Je suis une espèce de mutan tu crois?
Pour un prochain tour de de France, pensez à Reims, on y boit du bon champagne 😉
Bonnes vacances!
Oui ! tu es une mutante ! 🙂
Alors par contre, je ne suis PAS du tout fan du Petit Journal, je trouve que ça sonne faux, c’est pas super drôle et le présentateur ne sait pas faire d’interview face à des gens « impressionnants ».
Merci pour ton petit mot Jasmin,
Article très sympa. Merci.
C’est dingue, je vis exactement la même chose que toi en ce moment : en plein tour de Gaule. Je trouve que tout le monde fume, que la nourriture n’est pas chère et ça fait trop plaisir d’aller dans un vrai marché. Je ne connais pas non plus les stars en couverture des magasines ;). Émouvant de revoir famille amies (enceintes !) mais par contre, même après 6 ans, c’est toujours aussi dur de quitter tout ce petit monde …enfin pour l’instant j’en quitte pour en revoir d’autres, le grand départ est encore loin … Profitez bien de votre séjour !

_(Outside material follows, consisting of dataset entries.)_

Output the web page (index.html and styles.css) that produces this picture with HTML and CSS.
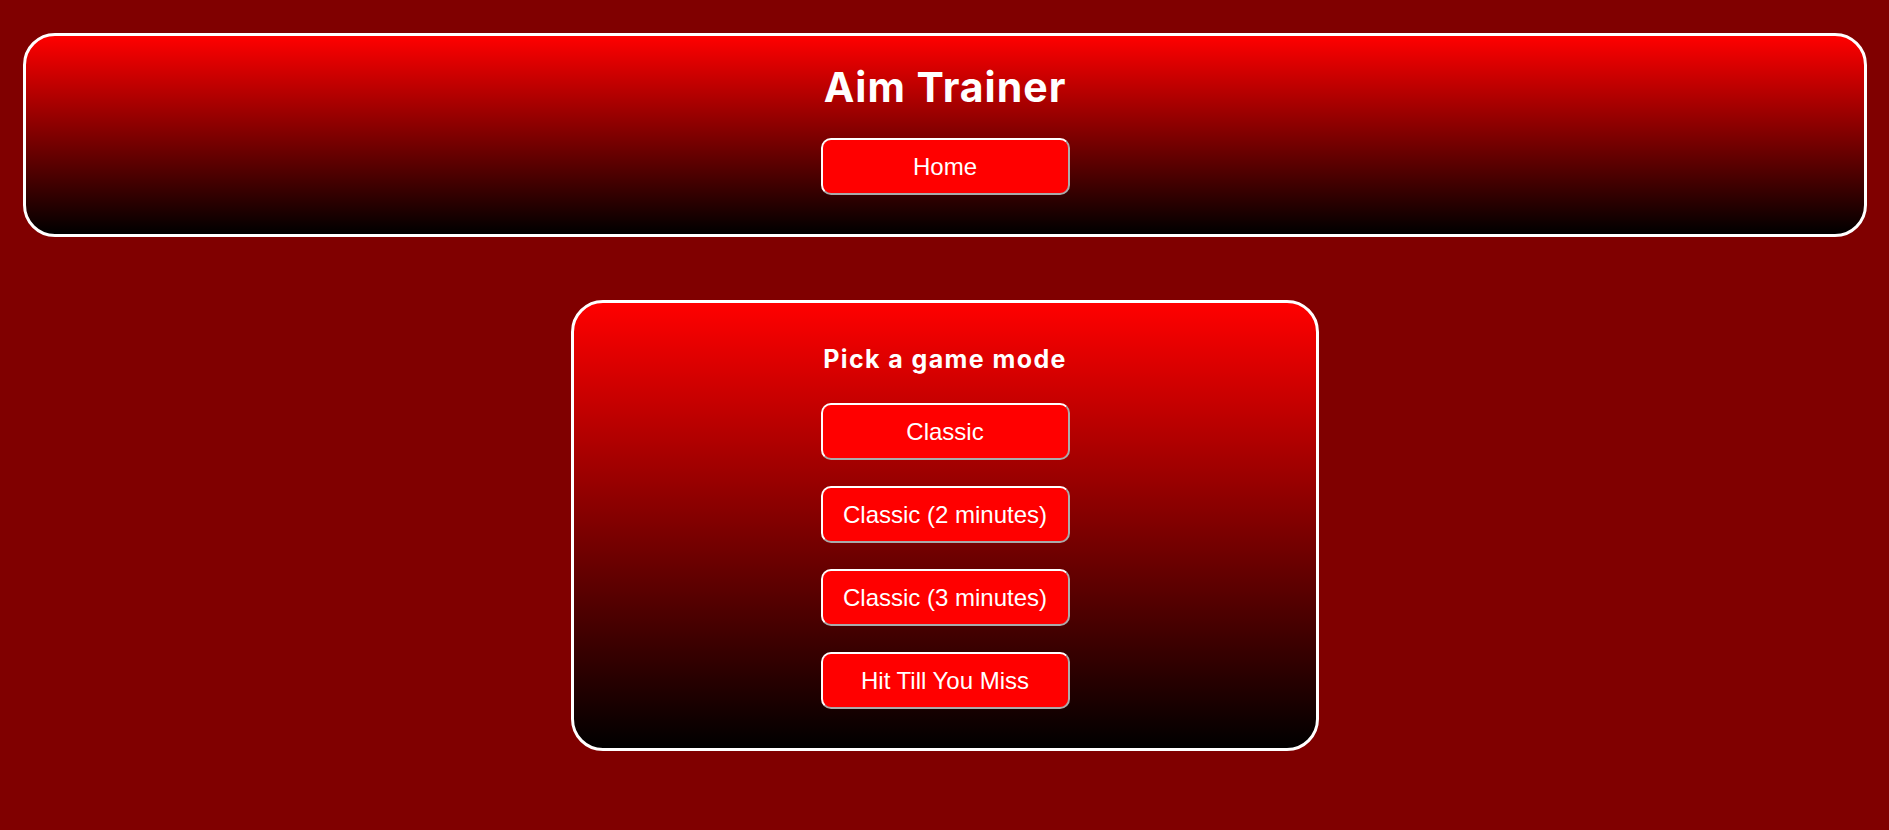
FILE: index.html
```html
<!DOCTYPE html>
<html lang="en">
<head>
<meta charset="utf-8">
<title>Aim Trainer</title>
<link rel="stylesheet" href="styles.css">
</head>
<body>
  <header class="header">
    <h1 class="title">Aim Trainer</h1>
    <button class="btn">Home</button>
  </header>
  <main class="menu">
    <h2 class="menu-title">Pick a game mode</h2>
    <div class="modes">
      <button class="btn">Classic</button>
      <button class="btn">Classic (2 minutes)</button>
      <button class="btn">Classic (3 minutes)</button>
      <button class="btn">Hit Till You Miss</button>
    </div>
  </main>
</body>
</html>
```
FILE: styles.css
```css
html, body {
  margin: 0;
  height: 100%;
}
body {
  background: #800000;
  padding: 33px 22px 0 23px;
  box-sizing: border-box;
  font-family: "Liberation Sans", Arial, sans-serif;
  color: #fff;
}
.header {
  border: 3px solid #fff;
  border-radius: 32px;
  background: linear-gradient(#ff0000, #000000);
  display: flex;
  flex-direction: column;
  align-items: center;
  padding: 26px 0 39px;
}
.title {
  margin: 0 0 26px;
  font-family: Inter, "Open Sans", sans-serif;
  font-weight: 700;
  font-size: 41px;
  line-height: 50px;
  letter-spacing: 1px;
  color: #fff;
}
.btn {
  width: 249px;
  box-sizing: border-box;
  padding: 13px 0;
  border: 2px solid;
  border-color: #fff #aaa #aaa #fff;
  border-radius: 10px;
  background: #ff0000;
  color: #fff;
  font-family: "Liberation Sans", Arial, sans-serif;
  font-size: 24px;
  line-height: 27px;
  cursor: pointer;
}
.menu {
  width: 748px;
  box-sizing: border-box;
  margin: 63px auto 0;
  border: 3px solid #fff;
  border-radius: 32px;
  background: linear-gradient(#ff0000, #000000);
  display: flex;
  flex-direction: column;
  align-items: center;
  padding: 41px 0 39px;
}
.menu-title {
  margin: 0 0 29px;
  font-family: Inter, "Open Sans", sans-serif;
  font-weight: 700;
  font-size: 25px;
  line-height: 30px;
  letter-spacing: 1.4px;
  color: #fff;
}
.modes {
  display: flex;
  flex-direction: column;
  align-items: center;
  gap: 26px;
}
```
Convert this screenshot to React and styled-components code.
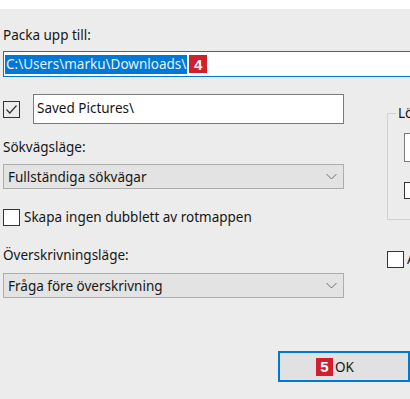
import React from 'react';
import styled, { createGlobalStyle } from 'styled-components';

const Global = createGlobalStyle`
  html, body { margin: 0; padding: 0; }
  body {
    background: #ececec;
    font-family: "Noto Sans", "Open Sans", sans-serif;
    font-size: 13.5px;
    color: #161616;
  }
`;

const Page = styled.div`
  width: 410px;
  height: 399px;
  overflow: hidden;
  background: #ececec;
`;

const TitleStrip = styled.div`
  height: 9px;
  background: #ffffff;
`;

const Body = styled.div`
  padding: 16px 0 0 3px;
`;

const Label = styled.div`
  height: 20px;
  line-height: 20px;
  white-space: nowrap;
  margin-top: ${p => p.$top || 0}px;
`;

const PathField = styled.div`
  margin-top: ${p => p.$top || 0}px;
  height: 24px;
  border: 1px solid #0078d7;
  background: #fff;
  display: flex;
  align-items: center;
  padding-left: 1px;
  gap: 2px;
  width: 420px;
`;

const Selected = styled.span`
  background: #0078d7;
  color: #e9f1fb;
  height: 19px;
  line-height: 19px;
  padding: 0 1px;
  white-space: nowrap;
`;

const Badge = styled.span`
  background: #d0202e;
  color: #fff;
  font-family: "Liberation Sans", Arial, sans-serif;
  font-weight: 700;
  font-size: 15px;
  width: ${p => p.$w || 18}px;
  height: ${p => p.$h || 18}px;
  display: inline-flex;
  align-items: center;
  justify-content: center;
`;

const Columns = styled.div`
  display: flex;
  margin-top: 17px;
`;

const Left = styled.div`
  width: 341px;
  flex: none;
  display: flex;
  flex-direction: column;
`;

const Right = styled.div`
  margin-left: 43px;
  flex: none;
  width: 60px;
  display: flex;
  flex-direction: column;
`;

const CheckRow = styled.div`
  display: flex;
  align-items: center;
  gap: ${p => p.$gap || 4}px;
  margin-top: ${p => p.$top || 0}px;
  white-space: nowrap;
`;

const Box = styled.span`
  width: 15px;
  height: 15px;
  border: 1px solid #333;
  background: ${p => (p.$checked ? 'transparent' : '#fff')};
  flex: none;
  display: flex;
  align-items: center;
  justify-content: center;
`;

const TextInput = styled.div`
  flex: 1;
  height: 30px;
  border: 1px solid #7a7a7a;
  background: #fff;
  box-sizing: border-box;
  line-height: 26px;
  padding-left: 3px;
`;

const Select = styled.div`
  margin-top: ${p => p.$top || 0}px;
  height: 25px;
  box-sizing: border-box;
  border: 1px solid #adadad;
  background: #e3e3e3;
  display: flex;
  align-items: center;
  justify-content: space-between;
  padding: 0 6px 0 4px;
`;

const Group = styled.div`
  margin-top: 19px;
  height: 107px;
  box-sizing: border-box;
  border: 1px solid #d2d2d2;
  border-right: none;
  position: relative;
  padding: 19px 0 0 16px;
`;

const Legend = styled.span`
  position: absolute;
  top: -11px;
  left: 8px;
  background: #ececec;
  padding: 0 2px;
  line-height: 20px;
`;

const InnerField = styled.div`
  height: 29px;
  border: 1px solid #7a7a7a;
  border-right: none;
  background: #fff;
  box-sizing: border-box;
`;

const Footer = styled.div`
  display: flex;
  padding-left: 275px;
  margin-top: 53px;
`;

const OkButton = styled.div`
  width: 140px;
  height: 31px;
  box-sizing: border-box;
  border: 2px solid #0078d7;
  background: #e1e1e1;
  display: flex;
  align-items: center;
  padding-left: 36px;
  gap: 2px;
`;

const Chevron = () => (
  <svg width="11" height="7" viewBox="0 0 11 7">
    <path d="M0.5 1 L5.5 6 L10.5 1" fill="none" stroke="#6f6f6f" strokeWidth="1" />
  </svg>
);

const Check = () => (
  <svg width="13" height="11" viewBox="0 0 13 11">
    <path d="M1.5 5.5 L4.8 9 L11.5 1.5" fill="none" stroke="#333" strokeWidth="1.2" />
  </svg>
);

export default function App() {
  return (
    <Page>
      <Global />
      <TitleStrip />
      <Body>
        <Label>Packa upp till:</Label>
        <PathField $top={6}>
          <Selected>C:\Users\marku\Downloads\</Selected>
          <Badge>4</Badge>
        </PathField>
        <Columns>
          <Left>
            <CheckRow $gap={13}>
              <Box $checked><Check /></Box>
              <TextInput>Saved Pictures\</TextInput>
            </CheckRow>
            <Label $top={13}>Sökvägsläge:</Label>
            <Select $top={7}>
              <span>Fullständiga sökvägar</span>
              <Chevron />
            </Select>
            <CheckRow $top={19}>
              <Box />
              <span>Skapa ingen dubblett av rotmappen</span>
            </CheckRow>
            <Label $top={19}>Överskrivningsläge:</Label>
            <Select $top={8}>
              <span>Fråga före överskrivning</span>
              <Chevron />
            </Select>
          </Left>
          <Right>
            <Group>
              <Legend>Lö</Legend>
              <InnerField />
              <CheckRow $top={20}>
                <Box />
              </CheckRow>
            </Group>
            <CheckRow $top={30} $gap={3}>
              <Box />
              <span>A</span>
            </CheckRow>
          </Right>
        </Columns>
        <Footer>
          <OkButton>
            <Badge $w={17} $h={18}>5</Badge>
            <span>OK</span>
          </OkButton>
        </Footer>
      </Body>
    </Page>
  );
}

Merci pour ton petit mot !
C’est clair que les stars du moment me semblent… inconnues.
Bon séjour à toi aussi,
Le train, c’est génial. Le fromage a vraiment plus de goût que celui de Whole Foods (on oublie! Mais le lait cru, ça change tout quand même!) Et c’est tellement cheap, en effet!
Tout semble familier et un peu étranger en même temps… A Paris, les librairies partout et les cinés indépendants jouant des films du monde entier (oui, même les iraniens), c’est le bonheur. On se sent malgré tout un peu décalé et différent quand on revient. Et on remarque de petites choses; oui, Paris sent la pisse! As-tu fait du vélo? On est étouffé par l’odeur de gazole (complètement oubliée car absente aux US)! Mais il y a aussi le parfum des fleurs, superbe, et tout un tas de petits délices.
Welcome back et belles émotions à vous!
Merci pour ton petit mot !
C’est clair qu’il y a ce côté familier et étranger à la fois ! Pas de vélo, mais oui, c’est tellement pollué, mes cheveux sentent bizarres en fin de journée… C’est un bon moment de l’année pour rentrer en tout cas, fleuri, chaud, les gens ne sont pas tous partis en vacances.